Citizen, however, will not let us forget the past, particularly in its connection to the present state of our institutions. In an interview with BOMB magazine, Rankine explains how the chain of micro-aggressions, and the people behind them, can reverberate into more dire consequences:

“The scripts in chapter six seemed necessary to Citizen because one of the questions I often hear is “How did that happen?” as it relates to mind-numbing moments of injustice—the aftermath of Katrina, for example, or juries letting supremacists off with a slap on the wrist for killing black men. It seems obvious, but I don’t think we connect micro-aggressions that indicate the lack of recognition of the black body as a body to the creation and enforcement of laws. Everyone is cool with seeing micro-aggressions as misunderstandings until the same misunderstood person ends up on a jury or running national response teams after a hurricane.”

This is exemplified no better than in the section of Citizen dedicated to Trayvon Martin, a 17 year old boy pursued and killed in 2012 by a man—later found “not guilty” by a majority-white jury—who thought Martin “looked suspicious”:

“My brothers are notorious. They have not been to prison. They have been imprisoned. The prison is not a place you enter. It is no place. My brothers are notorious. They do regular things, like wait. On my birthday they say my name. They will never forget my name. What is that knowledge? Is it sadness?

Those years of and before me and my brothers, that years of passage, plantation, migration, of Jim Crow segregation, of poverty, inner cities, profiling, of one in three, two jobs, each a felony, boy, hey boy, accumulate into the hours inside our childhood where we are all caught hanging, the rope inside us, the tree inside us, its roots our limbs, a throat sliced through and when we open our mouth to speak, blossoms, o blossoms, no place coming out, brother, dear brother, that kind of blue.”

(Click here for video: “Situation 5, by Claudia Rankine and John Lucas”)

Here Rankine alludes to the startling statistic that one in three black men will go to jail during their lifetime, many of them for non-violent offenses. How can that be? Elsewhere, in her poem for the Jena Six, Rankine writes, “…the fists the feet criminalized already are weapons already exploding the landscape and then the litigious hitting back is life imprisoned” (101), detailing the way in which black male lives are sought out disproportionately by the current climate of the justice system, pre-determining their fates: “Trayvon Martin’s name sounds from the car radio a dozen times each half hour. You pull your love back into the seat because though no one seems to be chasing you, the justice system has other plans” (151).

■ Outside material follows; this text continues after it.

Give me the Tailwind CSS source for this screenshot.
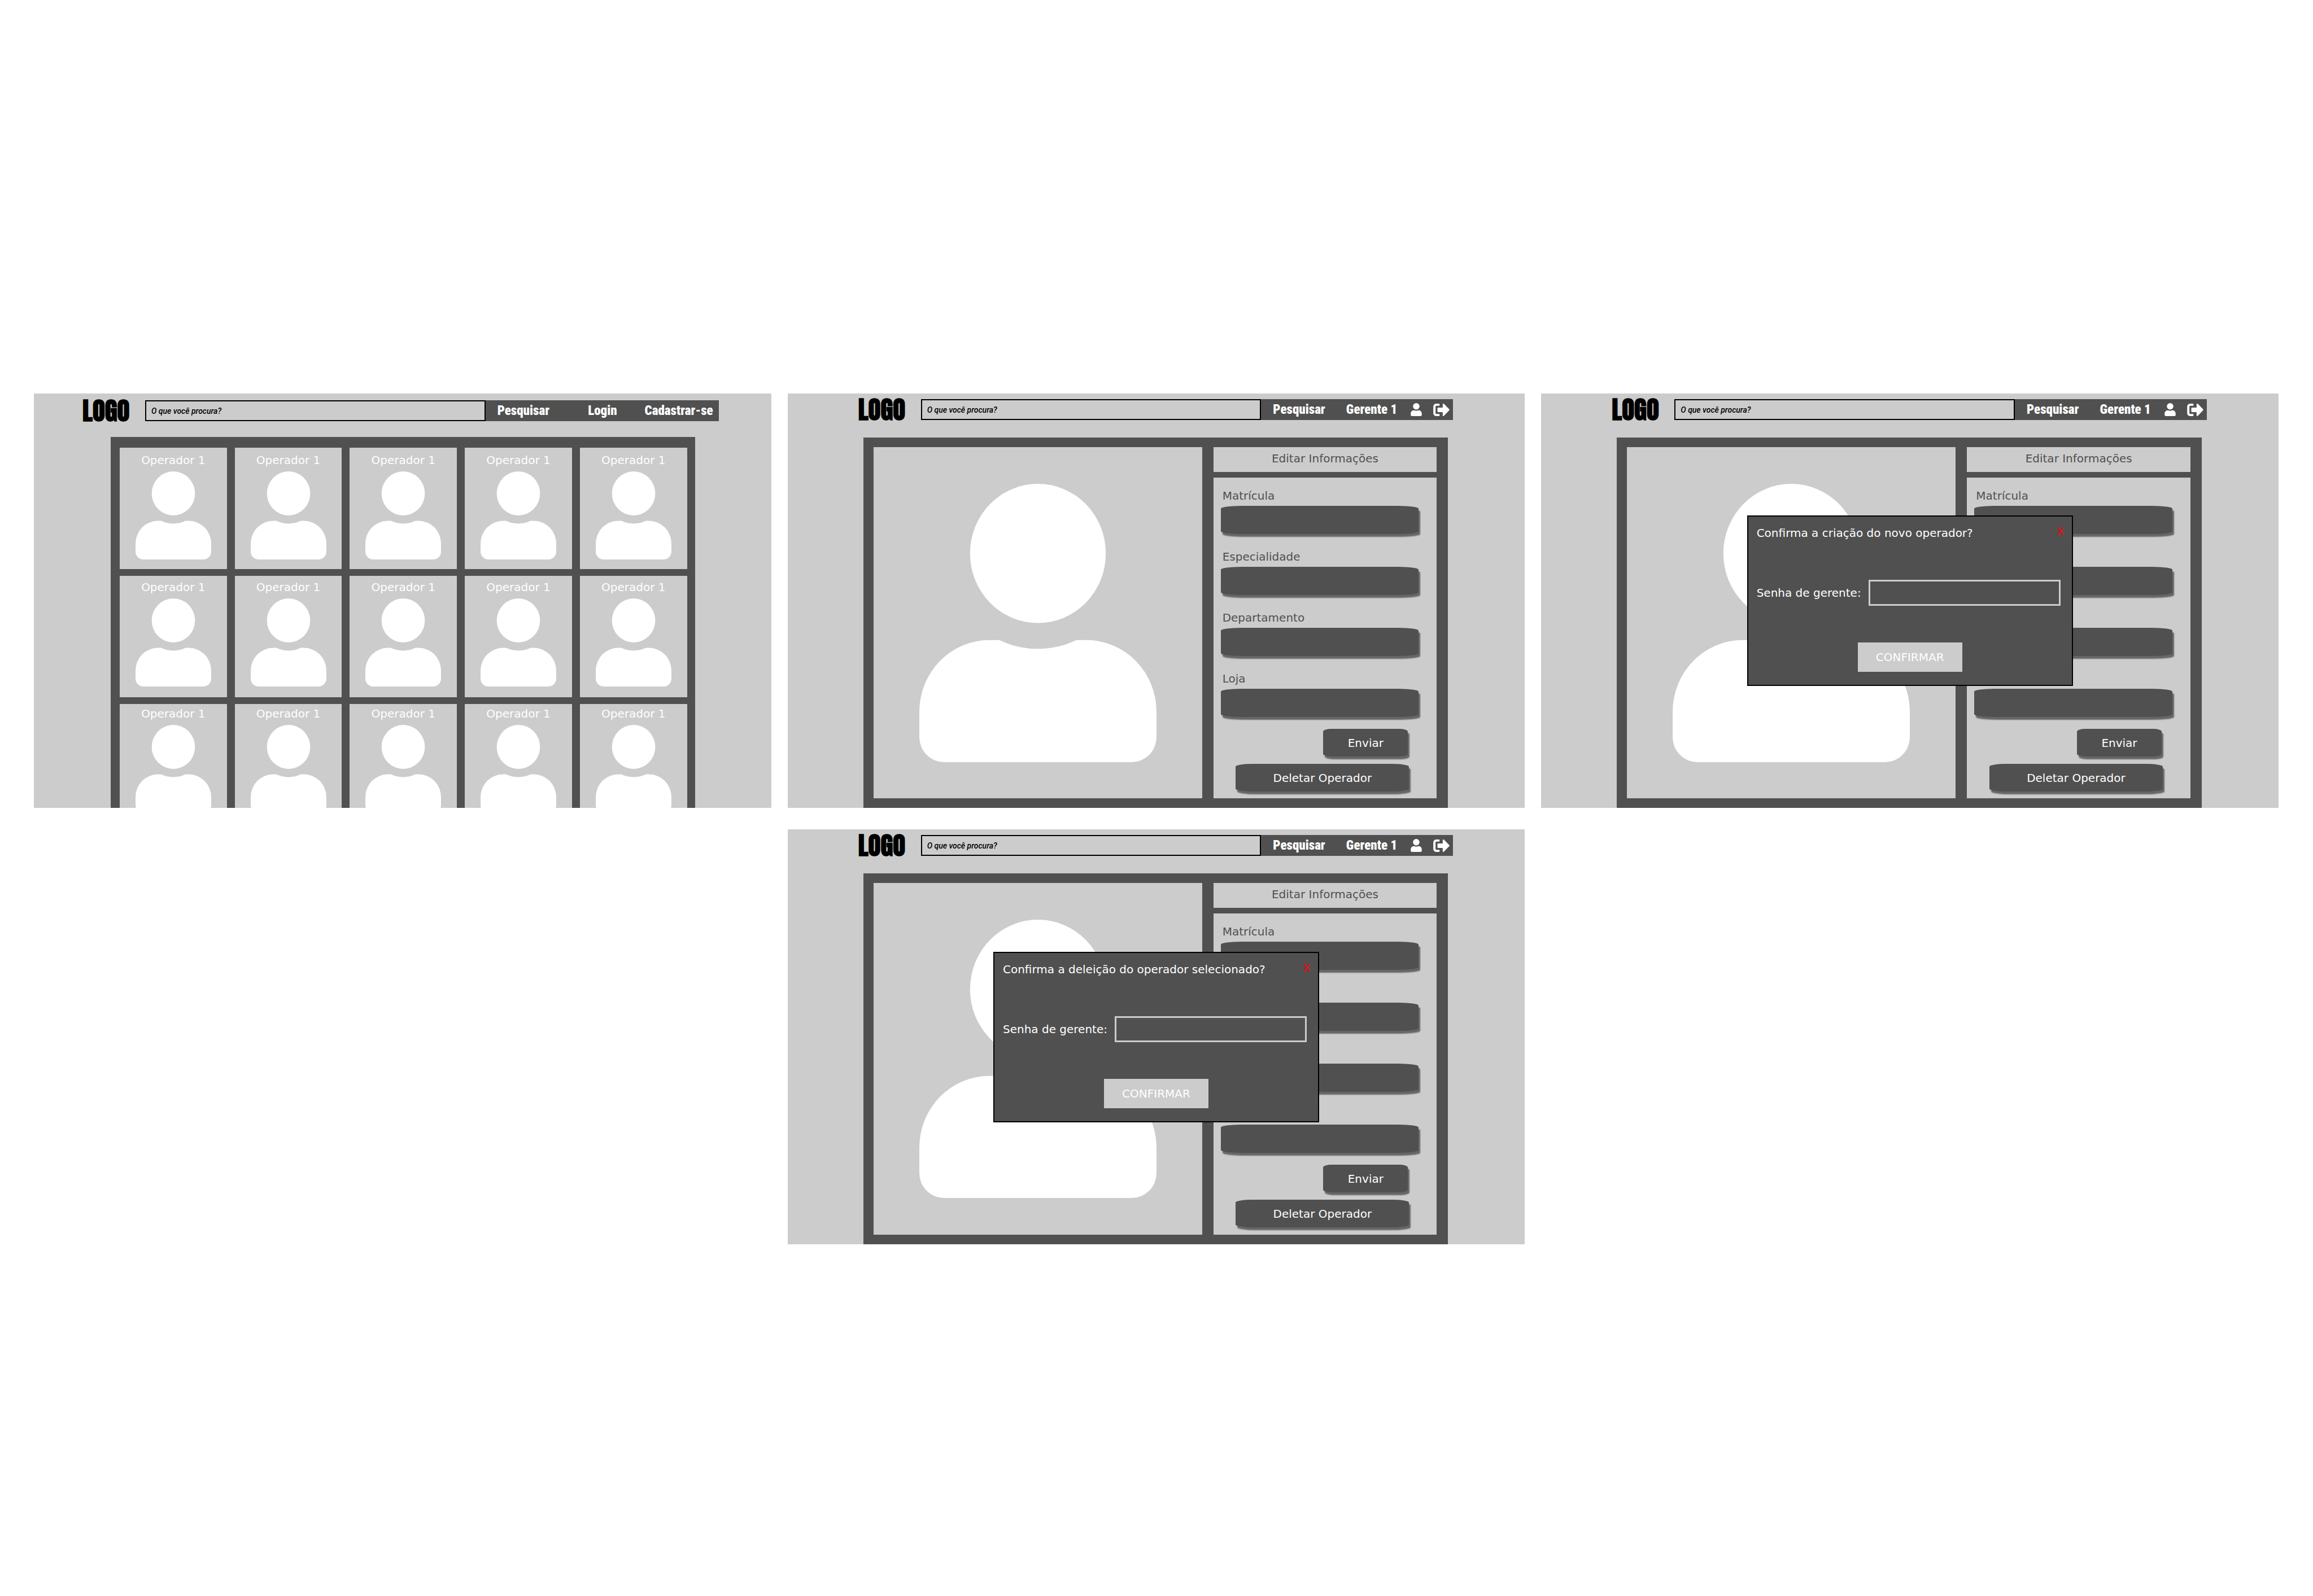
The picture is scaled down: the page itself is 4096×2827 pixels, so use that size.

In that same interview with NPR, Rankine says the following:

“There are two worlds out there; two America’s out there. If you’re a white person, there’s one way of being a citizen in our country; and if you’re a brown or a black body, there’s another way of being a citizen and that way is very close to death. It’s very close to the loss of your life. It’s very close to the loss of your liberties at any random moment. And so I wanted that to be considered.”

But blacks are told that Trayvon Martin’s death was not about race. After Trayvon’s killer is let off, deemed “not guilty” for killing an innocent boy whose blackness made him “suspicious,” blacks are expected to respond: “Yes, and this is how you are a citizen: Come on. Let it go. Move on.”